Second: Make it your business to know their business. By this I mean, to the best of your ability, try to understand what they do, how they do it, and what their long-term capabilities and objectives may be. This will help you determine whether they are potential suppliers, customers, collaborators, takeover targets, or competitors—and help determine a course of action.
General Electric (GE) CEO Jeffrey Immelt understood this when he read our first report on the emerging global challengers back in 2006. He and other top GE managers reviewed the list carefully, dividing the companies into four categories: customers, suppliers, competitors, and others. "Our goal," he told a major magazine, "is to have lots of customers, lots of suppliers. And no competitors."
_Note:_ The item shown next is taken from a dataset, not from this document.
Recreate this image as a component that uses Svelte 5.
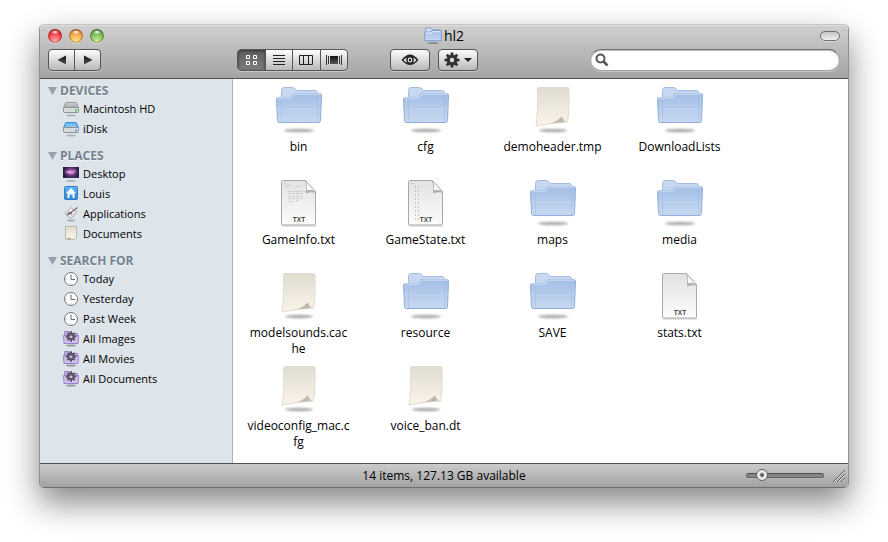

Third: Visit them. Get close. Build relationships. Recognize the rise of Argentina, Brazil, China, India, Mexico, Poland, Turkey, Vietnam, and other rapidly developing countries as an opportunity—and recognize the rapidly growing businesses emerging from these countries as more than just a threat. As you get to know the companies, decide what you want to do with each: buy them, co-opt them, use them as suppliers, sell to them, or view them as long-term competitors and find ways to neutralize their potential advantages and immunize yourself against possible attacks.
Take an Interest
The Japanese are still learning and still building relationships. In July I met in Japan with the CEOs of several companies, and they are taking nothing for granted. The CEO of an equipment manufacturer, for example, expressed keen interest in his potential competitors from China as he looks to build his brand among consumers in the developing world.
The worst possible strategy is to ignore the challengers in the hope they'll ignore you—they won't. The best strategy is to get ahead of them, determine whether you want to work with them or compete with them, and decide the best way to achieve your goals. In most cases, you still have the opportunity to be in the driver's seat. But if you wait, you may lose control of where you can go.